* [WHAT THE TASK ASKS] Transcribe each line of the material as it is, and drop any picture.

* [SOURCE EXCERPT]
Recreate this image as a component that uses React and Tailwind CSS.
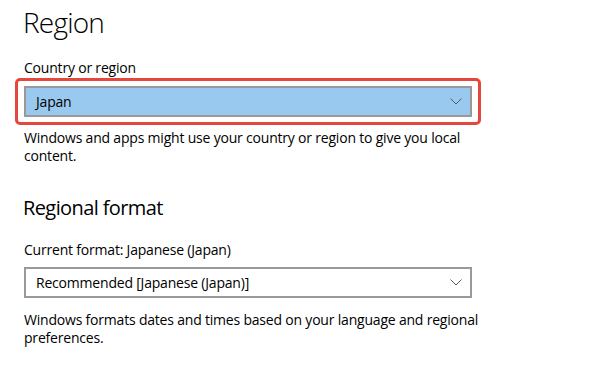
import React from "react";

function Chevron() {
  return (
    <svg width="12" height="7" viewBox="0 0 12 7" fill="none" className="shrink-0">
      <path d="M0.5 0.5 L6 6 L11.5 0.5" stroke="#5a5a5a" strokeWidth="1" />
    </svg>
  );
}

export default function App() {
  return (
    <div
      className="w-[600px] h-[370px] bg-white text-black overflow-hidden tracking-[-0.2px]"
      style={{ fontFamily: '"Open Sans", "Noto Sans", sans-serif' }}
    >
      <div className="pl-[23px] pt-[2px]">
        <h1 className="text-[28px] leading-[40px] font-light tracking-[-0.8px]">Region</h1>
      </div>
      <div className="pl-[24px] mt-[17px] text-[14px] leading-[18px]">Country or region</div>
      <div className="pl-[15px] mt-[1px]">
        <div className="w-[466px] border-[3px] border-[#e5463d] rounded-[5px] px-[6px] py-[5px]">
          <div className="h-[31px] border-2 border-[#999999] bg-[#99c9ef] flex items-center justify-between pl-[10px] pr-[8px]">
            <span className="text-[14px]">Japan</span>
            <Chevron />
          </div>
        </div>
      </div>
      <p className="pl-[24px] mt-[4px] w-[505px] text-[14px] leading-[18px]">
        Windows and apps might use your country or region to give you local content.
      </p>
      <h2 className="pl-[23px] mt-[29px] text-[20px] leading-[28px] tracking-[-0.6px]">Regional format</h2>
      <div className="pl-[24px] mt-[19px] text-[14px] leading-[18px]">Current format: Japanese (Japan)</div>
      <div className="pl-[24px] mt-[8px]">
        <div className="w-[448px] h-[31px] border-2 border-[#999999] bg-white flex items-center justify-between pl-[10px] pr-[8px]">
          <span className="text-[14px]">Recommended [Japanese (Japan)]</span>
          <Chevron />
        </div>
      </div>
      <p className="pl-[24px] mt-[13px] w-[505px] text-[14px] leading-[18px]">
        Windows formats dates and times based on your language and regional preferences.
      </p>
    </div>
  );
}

* [ANSWER BELOW]
Recreate this image as a component that uses React and Tailwind CSS.
import React from "react";

function Chevron() {
  return (
    <svg width="12" height="7" viewBox="0 0 12 7" fill="none" className="shrink-0">
      <path d="M0.5 0.5 L6 6 L11.5 0.5" stroke="#5a5a5a" strokeWidth="1" />
    </svg>
  );
}

export default function App() {
  return (
    <div
      className="w-[600px] h-[370px] bg-white text-black overflow-hidden tracking-[-0.2px]"
      style={{ fontFamily: '"Open Sans", "Noto Sans", sans-serif' }}
    >
      <div className="pl-[23px] pt-[2px]">
        <h1 className="text-[28px] leading-[40px] font-light tracking-[-0.8px]">Region</h1>
      </div>
      <div className="pl-[24px] mt-[17px] text-[14px] leading-[18px]">Country or region</div>
      <div className="pl-[15px] mt-[1px]">
        <div className="w-[466px] border-[3px] border-[#e5463d] rounded-[5px] px-[6px] py-[5px]">
          <div className="h-[31px] border-2 border-[#999999] bg-[#99c9ef] flex items-center justify-between pl-[10px] pr-[8px]">
            <span className="text-[14px]">Japan</span>
            <Chevron />
          </div>
        </div>
      </div>
      <p className="pl-[24px] mt-[4px] w-[505px] text-[14px] leading-[18px]">
        Windows and apps might use your country or region to give you local content.
      </p>
      <h2 className="pl-[23px] mt-[29px] text-[20px] leading-[28px] tracking-[-0.6px]">Regional format</h2>
      <div className="pl-[24px] mt-[19px] text-[14px] leading-[18px]">Current format: Japanese (Japan)</div>
      <div className="pl-[24px] mt-[8px]">
        <div className="w-[448px] h-[31px] border-2 border-[#999999] bg-white flex items-center justify-between pl-[10px] pr-[8px]">
          <span className="text-[14px]">Recommended [Japanese (Japan)]</span>
          <Chevron />
        </div>
      </div>
      <p className="pl-[24px] mt-[13px] w-[505px] text-[14px] leading-[18px]">
        Windows formats dates and times based on your language and regional preferences.
      </p>
    </div>
  );
}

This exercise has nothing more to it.